I finally got around to cleaning my shower today and I was doing so, it struck me that my life is a whole lot like my shower stall. I hate cleaning the thing and so I keep putting it off until it's such a chore it takes me what seems like forever to get it looking okay. It's got a glass enclosure with tracks that are just a bear to clean well and of course, the build up on the glass is SUCH a treat! Anyway, as I am to give everything to the Lord, I decided to give him my distaste of this particular task and that was when He revealed to me that my approach to shower cleaning is very much like my approach to the "stuff" in my life. I hate dealing with it and I put it off until it's such a chore it takes me forever to give it all up.
I'm old enough to know better on both these cleanings. I've gone around and around on the "Okay, it's clean and now I'm going to keep it that way-oops I'm just not wanting to do it today" wheel for most of my adult life.
I want off the wheel.

Monday, June 25, 2007

What dreams may come

In the last few years since my two sons have moved out and on, I have begun having interesting dreams. In these dreams my oldest son is at various stages of his babyhood and my heart remembers him with such love and joy. He is exactly as he was, not changed a bit in the remembering. My other three children are at various ages of childhood. One is five, another is three, and the youngest one two.
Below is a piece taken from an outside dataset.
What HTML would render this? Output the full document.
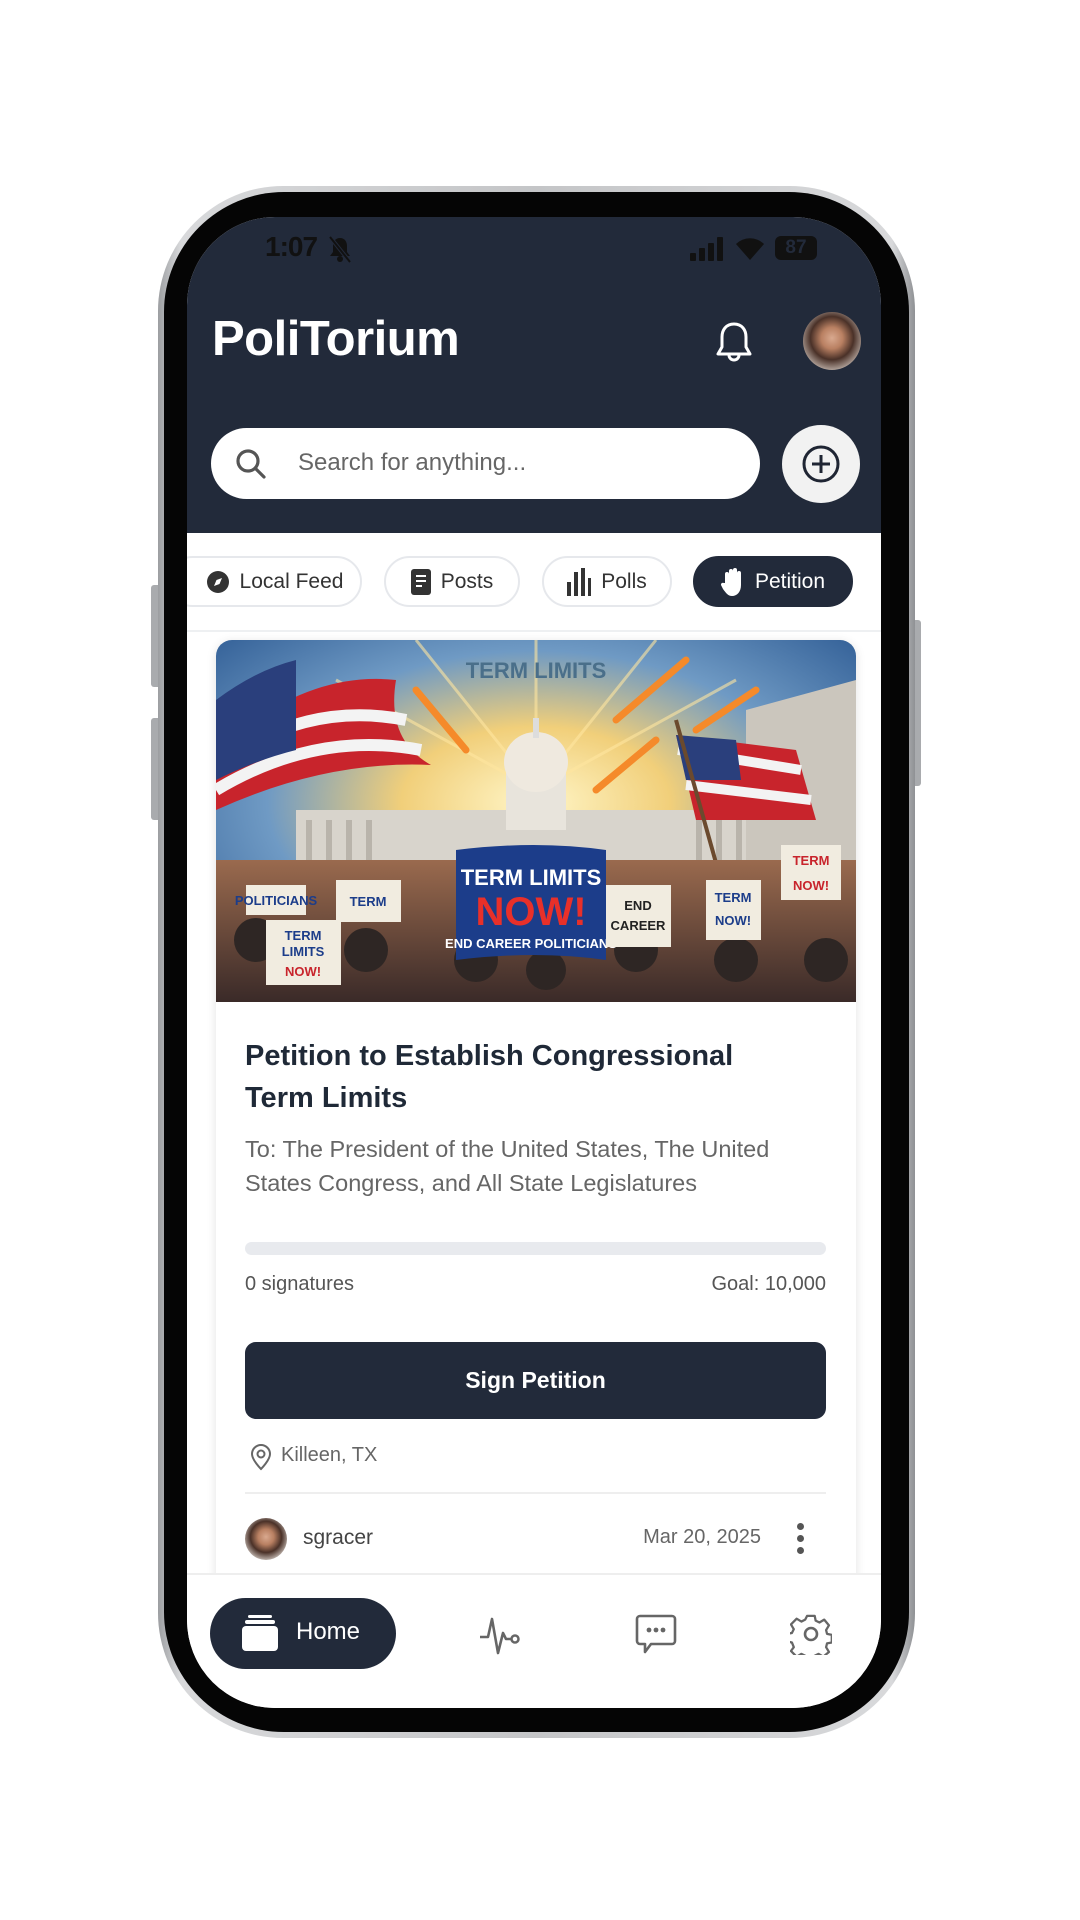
<!DOCTYPE html>
<html><head><meta charset="utf-8"><style>
*{margin:0;padding:0;box-sizing:border-box}
body{width:1080px;height:1920px;background:#fff;position:relative;overflow:hidden;font-family:"Liberation Sans",sans-serif}
.abs{position:absolute}
.btn{position:absolute;background:#a9abae;border-radius:3px}
.chip{position:absolute;top:556px;height:51px;border:2px solid #e6e8ec;border-radius:26px;display:flex;align-items:center;justify-content:center;font-size:21px;color:#333;gap:10px;background:#fff}
</style></head><body>
<div class="btn" style="left:151px;top:585px;width:12px;height:102px"></div>
<div class="btn" style="left:151px;top:718px;width:12px;height:102px"></div>
<div class="btn" style="left:910px;top:620px;width:11px;height:166px"></div>
<div class="abs" style="left:158px;top:186px;width:757px;height:1552px;border-radius:125px;background:linear-gradient(90deg,#9c9ea1,#d8d9db 3%,#c4c5c7 50%,#d8d9db 97%,#8f9194)"></div>
<div class="abs" style="left:164px;top:192px;width:745px;height:1540px;border-radius:120px;background:#050505"></div>
<div class="abs" style="left:187px;top:217px;width:694px;height:1491px;border-radius:88px;background:#fff;overflow:hidden">
  <div class="abs" style="left:0;top:0;width:694px;height:316px;background:#222a3a"></div>
  <div class="abs" style="left:78px;top:14px;font-size:28px;color:#111;font-weight:bold;letter-spacing:-1px">1:07</div>
  <svg class="abs" style="left:140px;top:18px" width="26" height="28" viewBox="0 0 26 28"><path d="M13 3c-5 0-7 4-7 8v6l-3 4h20l-3-4v-6c0-4-2-8-7-8z" fill="#111"/><circle cx="13" cy="24" r="3" fill="#111"/><line x1="3" y1="2" x2="23" y2="27" stroke="#222a3a" stroke-width="4"/><line x1="3" y1="2" x2="23" y2="27" stroke="#111" stroke-width="2"/></svg>
  <svg class="abs" style="left:503px;top:20px" width="36" height="24"><rect x="0" y="16" width="6" height="8" rx="1" fill="#111"/><rect x="9" y="11" width="6" height="13" rx="1" fill="#111"/><rect x="18" y="6" width="6" height="18" rx="1" fill="#111"/><rect x="27" y="0" width="6" height="24" rx="1" fill="#111"/></svg>
  <svg class="abs" style="left:547px;top:18px" width="32" height="26" viewBox="0 0 32 26"><path d="M16 25 L2 9 A20 20 0 0 1 30 9 Z" fill="#111"/></svg>
  <div class="abs" style="left:588px;top:19px;width:42px;height:24px;background:#111;border-radius:6px;color:#222a3a;font-size:19px;font-weight:bold;text-align:center;line-height:24px">87</div>
  <div class="abs" style="left:25px;top:94px;font-size:49px;font-weight:bold;color:#fff;letter-spacing:-0.5px">PoliTorium</div>
  <svg class="abs" style="left:527px;top:104px" width="40" height="44" viewBox="0 0 40 44"><path d="M20 3c-8 0-12 6-12 13v10l-4 7h32l-4-7V16c0-7-4-13-12-13z" fill="none" stroke="#fff" stroke-width="3" stroke-linejoin="round"/><path d="M15 34a5 5 0 0 0 10 0" fill="none" stroke="#fff" stroke-width="3"/></svg>
  <div class="abs" style="left:616px;top:95px;width:58px;height:58px;border-radius:50%;background:radial-gradient(circle at 50% 45%,#d9a98f 0,#b98062 25%,#4a3128 50%,#c8bcb4 80%)"></div>
  <div class="abs" style="left:24px;top:211px;width:549px;height:71px;background:#fff;border-radius:36px"></div>
  <svg class="abs" style="left:47px;top:230px" width="34" height="34" viewBox="0 0 34 34"><circle cx="14" cy="14" r="10" fill="none" stroke="#555" stroke-width="3.2"/><line x1="21.5" y1="21.5" x2="30" y2="30" stroke="#555" stroke-width="3.2" stroke-linecap="round"/></svg>
  <div class="abs" style="left:111px;top:232px;font-size:24px;color:#666">Search for anything...</div>
  <div class="abs" style="left:595px;top:208px;width:78px;height:78px;border-radius:50%;background:#f2f2f2"></div>
  <svg class="abs" style="left:614px;top:227px" width="40" height="40" viewBox="0 0 40 40"><circle cx="20" cy="20" r="17" fill="none" stroke="#1f2533" stroke-width="3"/><path d="M20 11v18M11 20h18" stroke="#1f2533" stroke-width="3"/></svg>
  <div class="chip" style="left:-20px;width:195px;top:339px;padding-left:20px"><svg width="24" height="24" viewBox="0 0 24 24"><circle cx="12" cy="12" r="11" fill="#333"/><path d="M16 8l-2.5 6L8 16l2.5-6z" fill="#fff"/></svg>Local Feed</div>
  <div class="chip" style="left:197px;width:136px;top:339px"><svg width="20" height="26" viewBox="0 0 20 26"><rect x="0" y="0" width="20" height="26" rx="3" fill="#333"/><path d="M5 7h10M5 12h10M5 17h6" stroke="#fff" stroke-width="2"/></svg>Posts</div>
  <div class="chip" style="left:355px;width:130px;top:339px"><svg width="24" height="28" viewBox="0 0 24 28"><rect x="0" y="14" width="4" height="14" fill="#333"/><rect x="7" y="4" width="4" height="24" fill="#333"/><rect x="14" y="0" width="4" height="28" fill="#333"/><rect x="21" y="10" width="3" height="18" fill="#333"/></svg>Polls</div>
  <div class="chip" style="left:506px;width:160px;top:339px;background:#222a3a;border-color:#222a3a;color:#fff"><svg width="24" height="30" viewBox="0 0 24 30"><path d="M4 16V7a2 2 0 0 1 4 0v7V4a2 2 0 0 1 4 0v10V3a2 2 0 0 1 4 0v11V6a2 2 0 0 1 4 0v12c0 7-4 11-9 11-4 0-6-3-9-7l-2-4a2 2 0 0 1 3-2z" fill="#fff"/></svg>Petition</div>
  <div class="abs" style="left:0;top:413px;width:694px;height:2px;background:#eef0f2"></div>
  <div class="abs" style="left:29px;top:423px;width:640px;height:1000px;background:#fff;border-radius:16px;box-shadow:0 2px 10px rgba(0,0,0,0.12);overflow:hidden">
    <svg width="640" height="362" viewBox="0 0 640 362" style="display:block">
      <defs>
        <radialGradient id="sky" cx="0.5" cy="0.45" r="0.7"><stop offset="0" stop-color="#fff6c8"/><stop offset="0.3" stop-color="#f1cf7a"/><stop offset="0.6" stop-color="#6f9ac4"/><stop offset="1" stop-color="#2f5c94"/></radialGradient>
        <linearGradient id="crowd" x1="0" y1="0" x2="0" y2="1"><stop offset="0" stop-color="#9a6a4e"/><stop offset="1" stop-color="#3a2a28"/></linearGradient>
      </defs>
      <rect width="640" height="362" fill="url(#sky)"/>
      <g stroke="#ffe6a0" stroke-width="3" opacity="0.6"><line x1="320" y1="150" x2="200" y2="0"/><line x1="320" y1="150" x2="440" y2="0"/><line x1="320" y1="150" x2="320" y2="0"/><line x1="320" y1="150" x2="520" y2="40"/><line x1="320" y1="150" x2="120" y2="40"/></g>
      <g stroke="#f58a2a" stroke-width="7" stroke-linecap="round"><line x1="400" y1="80" x2="470" y2="20"/><line x1="480" y1="90" x2="540" y2="50"/><line x1="380" y1="150" x2="440" y2="100"/><line x1="200" y1="50" x2="250" y2="110"/></g>
      <text x="320" y="38" font-size="22" font-weight="bold" fill="#4a6f8a" text-anchor="middle" font-family="Liberation Sans">TERM LIMITS</text>
      <rect x="80" y="170" width="480" height="80" fill="#d8d4cc"/>
      <g fill="#b9b4ab"><rect x="90" y="180" width="6" height="60"/><rect x="110" y="180" width="6" height="60"/><rect x="130" y="180" width="6" height="60"/><rect x="150" y="180" width="6" height="60"/><rect x="480" y="180" width="6" height="60"/><rect x="500" y="180" width="6" height="60"/><rect x="520" y="180" width="6" height="60"/></g>
      <rect x="290" y="120" width="60" height="70" fill="#e8e4dc"/>
      <ellipse cx="320" cy="122" rx="32" ry="30" fill="#efe9df"/>
      <rect x="317" y="78" width="6" height="20" fill="#ddd"/>
      <path d="M530 70 L640 40 L640 250 L530 250Z" fill="#cbc6bd"/>
      <path d="M0 110 Q90 30 180 40 Q170 100 215 125 Q110 120 0 170Z" fill="#c8242c"/>
      <path d="M0 125 Q90 60 190 80 M0 150 Q100 90 205 110" stroke="#f3f3f3" stroke-width="12" fill="none"/>
      <path d="M0 60 Q40 30 80 20 L80 110 Q40 120 0 140Z" fill="#2a3f7c"/>
      <path d="M460 95 L580 110 L600 180 L480 180Z" fill="#c8242c"/>
      <path d="M462 110 L585 130 M470 145 L595 160" stroke="#f3f3f3" stroke-width="10" fill="none"/>
      <path d="M460 95 L520 100 L525 140 L470 140Z" fill="#2a3f7c"/>
      <line x1="460" y1="80" x2="530" y2="330" stroke="#6b4a2e" stroke-width="4"/>
      <rect x="0" y="220" width="640" height="142" fill="url(#crowd)"/>
      <g fill="#2e2624"><circle cx="40" cy="300" r="22"/><circle cx="150" cy="310" r="22"/><circle cx="260" cy="320" r="22"/><circle cx="330" cy="330" r="20"/><circle cx="420" cy="310" r="22"/><circle cx="520" cy="320" r="22"/><circle cx="610" cy="320" r="22"/></g>
      <path d="M240 210 Q320 200 390 210 L390 320 Q320 310 240 320Z" fill="#1c3d8a"/>
      <text x="315" y="245" font-size="22" font-weight="bold" fill="#fff" text-anchor="middle" font-family="Liberation Sans">TERM LIMITS</text>
      <text x="315" y="285" font-size="40" font-weight="bold" fill="#e8302a" text-anchor="middle" font-family="Liberation Sans">NOW!</text>
      <text x="315" y="308" font-size="13" font-weight="bold" fill="#fff" text-anchor="middle" font-family="Liberation Sans">END CAREER POLITICIANS</text>
      <g font-family="Liberation Sans" font-weight="bold" font-size="13" text-anchor="middle">
        <rect x="50" y="280" width="75" height="65" fill="#f1ece0"/><text x="87" y="300" fill="#1c3d8a">TERM</text><text x="87" y="316" fill="#1c3d8a">LIMITS</text><text x="87" y="336" fill="#c8242c">NOW!</text>
        <rect x="120" y="240" width="65" height="42" fill="#f1ece0"/><text x="152" y="266" fill="#1c3d8a">TERM</text>
        <rect x="390" y="245" width="65" height="62" fill="#f1ece0"/><text x="422" y="270" fill="#222">END</text><text x="422" y="290" fill="#222">CAREER</text>
        <rect x="490" y="240" width="55" height="60" fill="#f1ece0"/><text x="517" y="262" fill="#1c3d8a">TERM</text><text x="517" y="285" fill="#1c3d8a">NOW!</text>
        <rect x="565" y="205" width="60" height="55" fill="#f1ece0"/><text x="595" y="225" fill="#c8242c">TERM</text><text x="595" y="250" fill="#c8242c">NOW!</text>
        <rect x="30" y="245" width="60" height="30" fill="#f1ece0"/><text x="60" y="265" fill="#1c3d8a">POLITICIANS</text>
      </g>
    </svg>
    <div class="abs" style="left:29px;top:395px;width:560px;font-size:29px;font-weight:bold;color:#1f2937;line-height:42px">Petition to Establish Congressional<br>Term Limits</div>
    <div class="abs" style="left:29px;top:492px;width:590px;font-size:23.5px;color:#666;line-height:34px">To: The President of the United States, The United States Congress, and All State Legislatures</div>
    <div class="abs" style="left:29px;top:602px;width:581px;height:13px;background:#e8eaee;border-radius:7px"></div>
    <div class="abs" style="left:29px;top:633px;font-size:20px;color:#555">0 signatures</div>
    <div class="abs" style="right:30px;top:633px;font-size:20px;color:#555">Goal: 10,000</div>
    <div class="abs" style="left:29px;top:702px;width:581px;height:77px;background:#222a3a;border-radius:11px;color:#fff;font-size:23px;font-weight:bold;text-align:center;line-height:77px">Sign Petition</div>
    <svg class="abs" style="left:34px;top:803px" width="22" height="28" viewBox="0 0 22 28"><path d="M11 26s-9-9-9-15a9 9 0 0 1 18 0c0 6-9 15-9 15z" fill="none" stroke="#666" stroke-width="2"/><circle cx="11" cy="11" r="3.5" fill="none" stroke="#666" stroke-width="2"/></svg>
    <div class="abs" style="left:65px;top:804px;font-size:20px;color:#666">Killeen, TX</div>
    <div class="abs" style="left:29px;top:852px;width:581px;height:2px;background:#eee"></div>
    <div class="abs" style="left:29px;top:878px;width:42px;height:42px;border-radius:50%;background:radial-gradient(circle at 50% 45%,#d9a98f 0,#b98062 25%,#4a3128 50%,#d8d0ca 80%)"></div>
    <div class="abs" style="left:87px;top:886px;font-size:21px;color:#444">sgracer</div>
    <div class="abs" style="right:95px;top:886px;font-size:20px;color:#666">Mar 20, 2025</div>
    <div class="abs" style="left:581px;top:883px;width:7px;height:7px;border-radius:50%;background:#555;box-shadow:0 12px 0 #555,0 24px 0 #555"></div>
  </div>
  <div class="abs" style="left:0;top:1356px;width:694px;height:140px;background:#fff;border-top:2px solid #eee"></div>
  <div class="abs" style="left:23px;top:1381px;width:186px;height:71px;background:#222a3a;border-radius:36px"></div>
  <svg class="abs" style="left:55px;top:1398px" width="36" height="36" viewBox="0 0 36 36"><rect x="6" y="0" width="24" height="3" rx="1.5" fill="#fff"/><rect x="3" y="5" width="30" height="4" rx="2" fill="#fff"/><rect x="0" y="11" width="36" height="25" rx="4" fill="#fff"/></svg>
  <div class="abs" style="left:109px;top:1401px;font-size:24px;color:#fff">Home</div>
  <svg class="abs" style="left:292px;top:1398px" width="42" height="40" viewBox="0 0 42 40"><path d="M1 22h8l4-18 6 34 5-20 3 6h5" fill="none" stroke="#666" stroke-width="2.6" stroke-linejoin="round"/><circle cx="36" cy="24" r="3.5" fill="none" stroke="#666" stroke-width="2.5"/></svg>
  <svg class="abs" style="left:448px;top:1396px" width="42" height="42" viewBox="0 0 42 42"><path d="M5 3h32a3 3 0 0 1 3 3v22a3 3 0 0 1-3 3H16l-6 8v-8H5a3 3 0 0 1-3-3V6a3 3 0 0 1 3-3z" fill="none" stroke="#666" stroke-width="2.6" stroke-linejoin="round"/><circle cx="14" cy="17" r="2.4" fill="#666"/><circle cx="21" cy="17" r="2.4" fill="#666"/><circle cx="28" cy="17" r="2.4" fill="#666"/></svg>
  <svg class="abs" style="left:603px;top:1396px" width="42" height="42" viewBox="0 0 42 42"><path d="M17 2h8l1 5 4 2 5-3 5 6-3 5 1 4 5 1v8l-5 1-1 4 3 5-6 5-5-3-4 2-1 5h-8l-1-5-4-2-5 3-6-6 3-4-2-5-5-1v-8l5-1 2-4-3-5 6-6 5 3 4-2z" fill="none" stroke="#666" stroke-width="2.4" stroke-linejoin="round" transform="scale(0.95) translate(1 1)"/><circle cx="21" cy="21" r="6" fill="none" stroke="#666" stroke-width="2.6"/></svg>
</div>
</body></html>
My oldest son is always the baby.
Last night in my dream, he started out as the baby but then the next in line-who was three or four in the dream, came up to me and said "You love him more." I said "No." and put down the baby. The baby then ran out the door and came back in as the 21 year old he is.

I'm not a dream interpreter but I'm thinking I'm working through the kids growing up and leaving the home thing.

Friday, June 22, 2007

Hope deferred

My 19 year old prodigal son is outside in the cul-de-sac playing street hockey with the neighbor boy he's played with since he was 8. He came to the door in his loud yellow plaid shorts and his long dirty hair. For a moment, my heart lept within me that maybe he was coming home. But then quickly settled at the impossibility of his admitting to his mistakes. That's what he has to do now. We have done all we could for him and now we must love him; keep loving him. Let him experience the consequences of his mistakes.
In her book Get Out of That Pit, Beth Moore says that generally when we go leaping into pits we have a problem with authority and that perhaps we've had authority figures that were overbearing or wimps. I certainly see that my son has a problem with authority but where in the authority figure department did I go wrong? I think most often that we were wimps. He was such an easy kid up until his mid teens that when rebellion reared its ugly head we were too shocked to respond properly. I hold to the power of the Lord who has gotten me this far; pulled me out of my own self dug pits. The bible doesn't tell the stories of good parents. It tells of the awesome power of God.

Thursday, June 21, 2007

A gift

God is so sweet to me when I just listen and do what I hear Him telling me to. He gave me a gift today that was so unexpected it made me cry. I feel so insignificant sometimes and He just lets me know now and then that He doesn't think so. And of course, none of us are. His son Jesus has died for us. Why do I marvel that God gifts me in small ways when He has given me so much more in the sacrifice of His son than I ever could deserve?

summer promise

It's quiet in the house but it's the kind of quiet that says it's summer. The air is hot with the sound of birds outside and even though I can't hear them, I know my two girls are deep in slumber. I like the summer quiet as opposed to the silence of an empty house.
For me, summer holds the promise of time: the time to get everything in order, establish a routine of work and play. I have been "at home" for 21 years now and have yet to end the summer with those routines established. Maybe it's because by September everyone has subtilely been changed by the warmth of the sun and freedom from time constraints. Whatever the reason, the school year will start and I will traditionally feel unprepared. Even so, my mind is turning with things to accomplish that will launch me into the controlled, ordered life that I long for.

Wednesday, June 20, 2007

My husband says we need to get a darn clue. I'm not sure about what exactly. I think he's referring to the stuff that's crammed into the refrigerator that we neglect to remove before cramming in some more.
My life is sometimes like that refrigerator. All sorts of things that were good when I put them in there but when left they stagnate, or worse, grow something disgusting I don't want to deal with.
I really need to clean out my refrigerator.